Can somebody help make sense of these very odd distributions that I obtained from my trained deep learning regression model?
The model was trained with either MAE or MSE loss, which is what the labels in the figure are referring to.
The problem is the very odd 'jump' around zero... Has anyone encountered predicted distributions like this before and know how to might come about?
Due to the fact that this is a regression task on continuous-valued data, zero should carry no special meaning... The MSE and MAE loss functions also do not cause any issues around zero. As such it is really not apparent to me why the model exhibits this behaviour around zero i.e. why the distribution over (-5, 0) is so different from the distribution over (0, 5) and why this latter part is modelled so much better.
Any help to make sense of this is greatly appreciated!
- the model in question is a multi-layered convolutional-LSTM network (ConvLSTM).
- the model has an encoder-decoder network structure and serves as a spatio-temporal wind speed regressor, taking in 12 frames of (continuous-valued) wind speed data over a grid, encoding the data, and then forecasting the subsequent 12 frames.

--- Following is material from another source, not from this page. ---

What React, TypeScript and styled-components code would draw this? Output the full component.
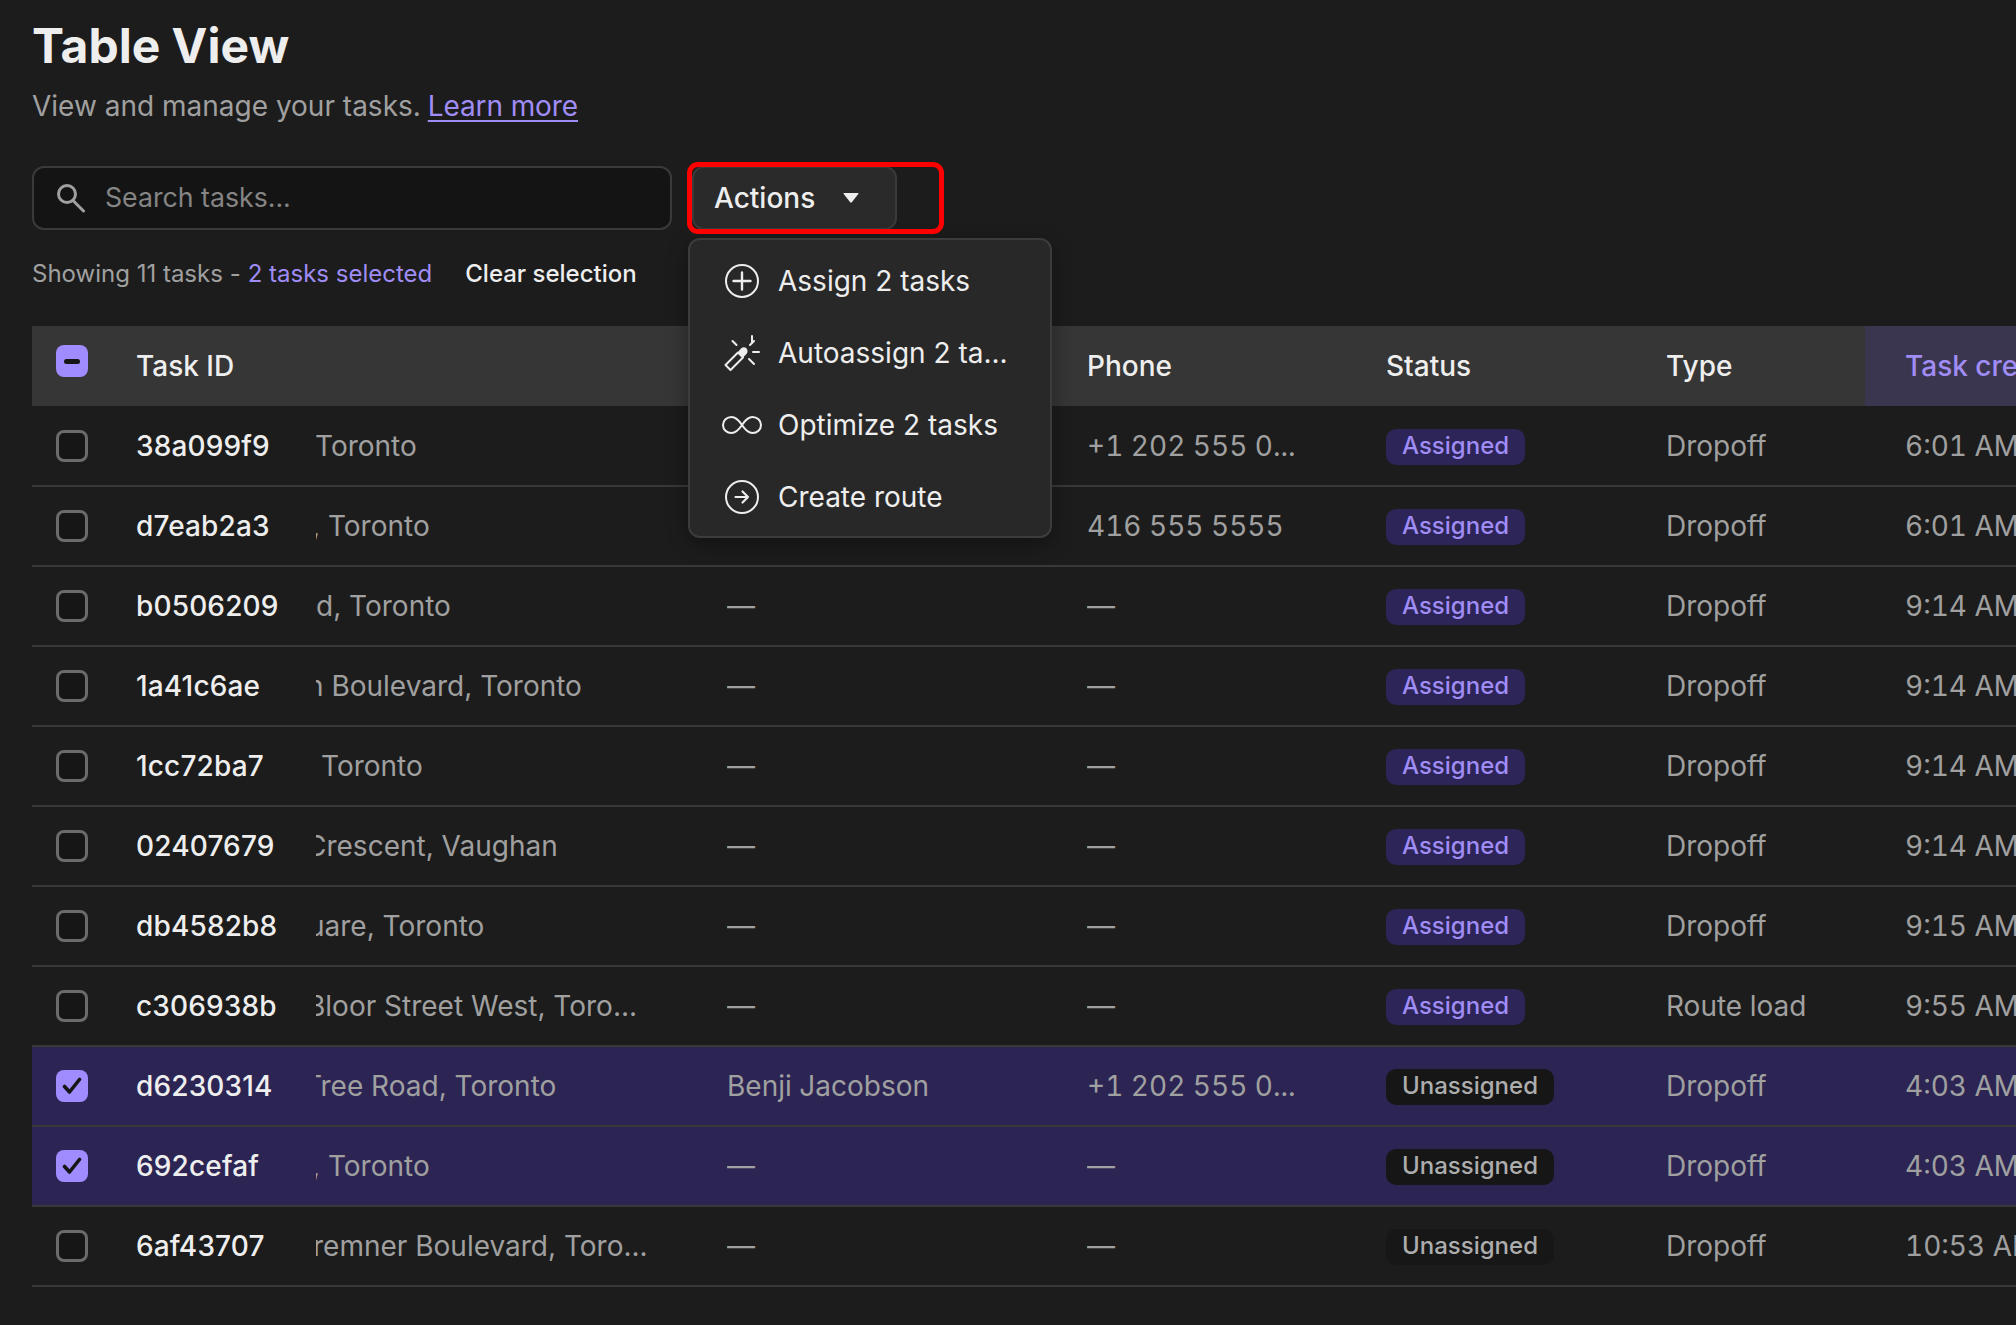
import React from "react";
import styled, { createGlobalStyle, css } from "styled-components";

const Global = createGlobalStyle`
  html, body { margin: 0; padding: 0; background: #1c1c1c; }
  body { width: 2016px; height: 1325px; overflow: hidden; font-family: Inter, "Liberation Sans", sans-serif; color: #eeeeee; }
  * { box-sizing: border-box; }
`;

const Page = styled.main`
  width: 2016px;
  height: 1325px;
  padding: 18px 0 0 32px;
  overflow: hidden;
  background: #1c1c1c;
`;
const Title = styled.h1`
  margin: 0;
  font-size: 48px;
  line-height: 56px;
  font-weight: 700;
  color: #eeeeee;
`;
const Subtitle = styled.p`
  margin: 14px 0 0;
  font-size: 28px;
  line-height: 36px;
  color: #a0a0a0;
`;
const LearnMore = styled.a`
  color: #a08cf5;
  text-decoration: underline;
  text-underline-offset: 4px;
  text-decoration-thickness: 2px;
  margin-left: -1px;
  letter-spacing: -0.1px;
`;
const Toolbar = styled.div`
  position: relative;
  display: flex;
  gap: 20px;
  margin-top: 42px;
`;
const SearchBox = styled.div`
  width: 640px;
  height: 64px;
  display: flex;
  align-items: center;
  gap: 19px;
  padding-left: 22px;
  background: #141414;
  border: 2px solid #3a3a3a;
  border-radius: 12px;
`;
const Placeholder = styled.span`
  font-size: 26.7px;
  line-height: 32px;
  padding-bottom: 2px;
  color: #858585;
`;
const ActionsButton = styled.button`
  width: 205px;
  height: 64px;
  display: flex;
  align-items: center;
  gap: 28px;
  padding: 0 0 0 20px;
  background: #2a2a2a;
  border: 2px solid #3a3a3a;
  border-radius: 12px;
  color: #eeeeee;
  font: 500 28px Inter, sans-serif;
`;
const Highlight = styled.div`
  position: absolute;
  left: 655px;
  top: -4px;
  width: 257px;
  height: 72px;
  border: 5px solid #ff0000;
  border-radius: 11px;
  z-index: 3;
  pointer-events: none;
`;
const Menu = styled.div`
  position: absolute;
  left: 656px;
  top: 72px;
  width: 364px;
  height: 300px;
  padding: 5px 0;
  background: #282828;
  border: 2px solid #3c3c3c;
  border-radius: 12px;
  box-shadow: 0 6px 20px rgba(0, 0, 0, 0.35);
  z-index: 2;
`;
const MenuItem = styled.div`
  height: 72px;
  display: flex;
  align-items: center;
  padding-left: 34px;
  font-size: 28px;
  color: #eeeeee;
  white-space: nowrap;
`;
const MenuIcon = styled.span`
  width: 54px;
  display: flex;
  align-items: center;
  justify-content: flex-start;
  flex: none;
`;
const StatusLine = styled.div`
  display: flex;
  margin-top: 28px;
  font-size: 24px;
  line-height: 32px;
  color: #a0a0a0;
`;
const Selected = styled.span`
  color: #a08cf5;
  margin-left: 7px;
`;
const Clear = styled.span`
  margin-left: 33px;
  color: #eeeeee;
  font-weight: 500;
`;
const Table = styled.div`
  margin-top: 36px;
  width: 1984px;
`;
const Columns = css`
  display: grid;
  grid-template-columns: 104px 180px 411px 360px 299px 280px 199px 151px;
`;
const HeadRow = styled.div`
  ${Columns}
  height: 80px;
  background: #363636;
  align-items: stretch;
`;
const Body = styled.div`
  padding-top: 1px;
`;
const HeadCell = styled.div<{ $active?: boolean }>`
  display: flex;
  align-items: center;
  font-size: 28px;
  font-weight: 500;
  white-space: nowrap;
  color: ${(p) => (p.$active ? "#a08cf5" : "#eeeeee")};
  background: ${(p) => (p.$active ? "#3b3650" : "transparent")};
  padding-left: ${(p) => (p.$active ? "40px" : "0")};
  overflow: hidden;
`;
const Row = styled.div<{ $selected?: boolean }>`
  ${Columns}
  height: 80px;
  background: ${(p) => (p.$selected ? "#2c2554" : "#1c1c1c")};
  border-bottom: 2px solid #383838;
  align-items: center;
  font-size: 28px;
  color: #a0a0a0;
`;
const CheckCell = styled.div<{ $head?: boolean }>`
  padding-left: 24px;
  display: flex;
  align-items: center;
  height: 100%;
  padding-bottom: ${(p) => (p.$head ? "10px" : "0")};
`;
const Box = styled.span<{ $on?: boolean }>`
  width: 32px;
  height: 32px;
  border-radius: 8px;
  display: flex;
  align-items: center;
  justify-content: center;
  background: ${(p) => (p.$on ? "#a18cff" : "#161616")};
  border: ${(p) => (p.$on ? "none" : "3px solid #6b6b6b")};
`;
const IdCell = styled.div`
  color: #eeeeee;
  font-weight: 500;
  letter-spacing: 0.15px;
`;
const AddressCell = styled.div`
  overflow: hidden;
  white-space: nowrap;
`;
const AddressText = styled.span<{ $shift: number }>`
  display: inline-block;
  margin-left: ${(p) => p.$shift}px;
`;
const PlainCell = styled.div`
  white-space: nowrap;
  overflow: hidden;
  font-variant-numeric: tabular-nums;
`;
const TimeCell = styled.div`
  white-space: nowrap;
  padding-left: 40px;
  overflow: hidden;
  font-variant-numeric: tabular-nums;
`;
const Badge = styled.span<{ $assigned: boolean; $selected?: boolean }>`
  display: inline-flex;
  align-items: center;
  height: 36px;
  padding: 0 16px 2px;
  border-radius: 10px;
  font-size: 24px;
  font-weight: 500;
  color: ${(p) => (p.$assigned ? "#a08cf5" : "#adadad")};
  background: ${(p) => (p.$assigned ? "#2d2557" : p.$selected ? "#161616" : "#171717")};
`;

const SearchIcon = () => (
  <svg width="30" height="30" viewBox="0 0 30 30" fill="none" stroke="#a0a0a0" strokeWidth="3">
    <circle cx="11" cy="11" r="8.5" />
    <path d="M17 17.5 L27.5 28" strokeLinecap="round" />
  </svg>
);
const Caret = () => (
  <svg width="16" height="10" viewBox="0 0 16 10" fill="#eeeeee">
    <path d="M1 0 H15 Q16 0 15.3 1 L8.8 9.3 Q8 10 7.2 9.3 L0.7 1 Q0 0 1 0 Z" />
  </svg>
);
const PlusCircle = () => (
  <svg width="36" height="36" viewBox="0 0 36 36" fill="none" stroke="#eeeeee" strokeWidth="2">
    <circle cx="18" cy="18" r="16" />
    <path d="M18 9.5 V26.5 M9.5 18 H26.5" strokeWidth="2.4" strokeLinecap="round" />
  </svg>
);
const Wand = () => (
  <svg width="36" height="36" viewBox="0 0 36 36" fill="none" stroke="#eeeeee" strokeWidth="2" strokeLinecap="round">
    <path d="M28 1 V7 M8.5 6 L12.5 10 M30 6 L26 10 M29 17 H35 M25 24 L30 29" />
    <path d="M1.5 30 L14 17.5 L19 22.5 L6.5 35 Z" strokeLinejoin="round" />
    <path d="M14 17 L17 13.5 C19.5 11 23.5 12.5 23.5 16 C23.5 17.5 23 18.5 22 19.5 L19 22.5 Z" fill="#eeeeee" stroke="none" />
  </svg>
);
const InfinityLoop = styled.svg`
  margin-left: -2px;
`;
const Infinity2 = () => (
  <InfinityLoop width="40" height="20" viewBox="0 0 40 20" fill="none" stroke="#eeeeee" strokeWidth="2">
    <path d="M20 10 C16 4 13 2 9.5 2 C4.8 2 1 5.5 1 10 C1 14.5 4.8 18 9.5 18 C13 18 16 16 20 10 C24 4 27 2 30.5 2 C35.2 2 39 5.5 39 10 C39 14.5 35.2 18 30.5 18 C27 18 24 16 20 10 Z" />
  </InfinityLoop>
);
const ArrowCircle = () => (
  <svg width="36" height="36" viewBox="0 0 36 36" fill="none" stroke="#eeeeee" strokeWidth="2">
    <circle cx="18" cy="18" r="16" />
    <path d="M11.5 18 H24 M18.5 12.5 L24 18 L18.5 23.5" strokeWidth="2.2" strokeLinecap="round" strokeLinejoin="round" />
  </svg>
);
const CheckMark = () => (
  <svg width="20" height="18" viewBox="0 0 20 18" fill="none" stroke="#161616" strokeWidth="3.6" strokeLinecap="round" strokeLinejoin="round">
    <path d="M2.5 9.5 L7.5 15 L17.5 2.5" />
  </svg>
);
const Dash = () => (
  <svg width="16" height="5" viewBox="0 0 16 5">
    <rect width="16" height="5" rx="2.5" fill="#161616" />
  </svg>
);

type Task = {
  id: string;
  address: string;
  shift: number;
  name?: string;
  phone?: string;
  status: "Assigned" | "Unassigned";
  type: string;
  time: string;
  selected?: boolean;
  covered?: boolean;
};

const tasks: Task[] = [
  { id: "38a099f9", address: "Toronto", shift: -1, phone: "+1 202 555 0...", status: "Assigned", type: "Dropoff", time: "6:01 AM", covered: true },
  { id: "d7eab2a3", address: ", Toronto", shift: -4, phone: "416 555 5555", status: "Assigned", type: "Dropoff", time: "6:01 AM", covered: true },
  { id: "b0506209", address: "d, Toronto", shift: 0, status: "Assigned", type: "Dropoff", time: "9:14 AM" },
  { id: "1a41c6ae", address: "n Boulevard, Toronto", shift: -9, status: "Assigned", type: "Dropoff", time: "9:14 AM" },
  { id: "1cc72ba7", address: "Toronto", shift: 5, status: "Assigned", type: "Dropoff", time: "9:14 AM" },
  { id: "02407679", address: "Crescent, Vaughan", shift: -10, status: "Assigned", type: "Dropoff", time: "9:14 AM" },
  { id: "db4582b8", address: "uare, Toronto", shift: -8, status: "Assigned", type: "Dropoff", time: "9:15 AM" },
  { id: "c306938b", address: "Bloor Street West, Toro...", shift: -9, status: "Assigned", type: "Route load", time: "9:55 AM" },
  { id: "d6230314", address: "Tree Road, Toronto", shift: -12, name: "Benji Jacobson", phone: "+1 202 555 0...", status: "Unassigned", type: "Dropoff", time: "4:03 AM", selected: true },
  { id: "692cefaf", address: ", Toronto", shift: -4, status: "Unassigned", type: "Dropoff", time: "4:03 AM", selected: true },
  { id: "6af43707", address: "remner Boulevard, Toro...", shift: -3, status: "Unassigned", type: "Dropoff", time: "10:53 AM" },
];

const menuItems: { label: string; icon: React.ReactNode }[] = [
  { label: "Assign 2 tasks", icon: <PlusCircle /> },
  { label: "Autoassign 2 ta...", icon: <Wand /> },
  { label: "Optimize 2 tasks", icon: <Infinity2 /> },
  { label: "Create route", icon: <ArrowCircle /> },
];

export default function App() {
  return (
    <Page>
      <Global />
      <Title>Table View</Title>
      <Subtitle>
        View and manage your tasks. <LearnMore href="#">Learn more</LearnMore>
      </Subtitle>
      <Toolbar>
        <SearchBox>
          <SearchIcon />
          <Placeholder>Search tasks...</Placeholder>
        </SearchBox>
        <ActionsButton>
          Actions
          <Caret />
        </ActionsButton>
        <Highlight />
        <Menu>
          {menuItems.map((m) => (
            <MenuItem key={m.label}>
              <MenuIcon>{m.icon}</MenuIcon>
              {m.label}
            </MenuItem>
          ))}
        </Menu>
      </Toolbar>
      <StatusLine>
        Showing 11 tasks -<Selected>2 tasks selected</Selected>
        <Clear>Clear selection</Clear>
      </StatusLine>
      <Table>
        <HeadRow>
          <CheckCell $head>
            <Box $on>
              <Dash />
            </Box>
          </CheckCell>
          <HeadCell>Task ID</HeadCell>
          <HeadCell />
          <HeadCell />
          <HeadCell>Phone</HeadCell>
          <HeadCell>Status</HeadCell>
          <HeadCell>Type</HeadCell>
          <HeadCell $active>Task created</HeadCell>
        </HeadRow>
        <Body>
          {tasks.map((t) => (
            <Row key={t.id} $selected={t.selected}>
              <CheckCell>
                <Box $on={t.selected}>{t.selected && <CheckMark />}</Box>
              </CheckCell>
              <IdCell>{t.id}</IdCell>
              <AddressCell>
                <AddressText $shift={t.shift}>{t.address}</AddressText>
              </AddressCell>
              <PlainCell>{t.covered ? null : t.name ?? "—"}</PlainCell>
              <PlainCell>{t.phone ?? "—"}</PlainCell>
              <PlainCell>
                <Badge $assigned={t.status === "Assigned"} $selected={t.selected}>
                  {t.status}
                </Badge>
              </PlainCell>
              <PlainCell>{t.type}</PlainCell>
              <TimeCell>{t.time}</TimeCell>
            </Row>
          ))}
        </Body>
      </Table>
    </Page>
  );
}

- the model is trained and validated on a large wind speed dataset over a 64x64 grid. This wind speed data is highly skewed and was therefore transformed with a Yeo-Johnson power transform to make the data more Gaussian, and subsequently standardised locally using zero-mean, unit-variance normalisation, before training.
- the model was trained using mini-batch gradient descent with a batch-size of 16 and used the adaptive moment estimation (Adam) as optimiser.
- The loss function was either the standard MAE or MSE loss as computed from the 12 predicted frames and the 12 target frames.
- what you see in the figure is the distribution of the model's predictions on the test set.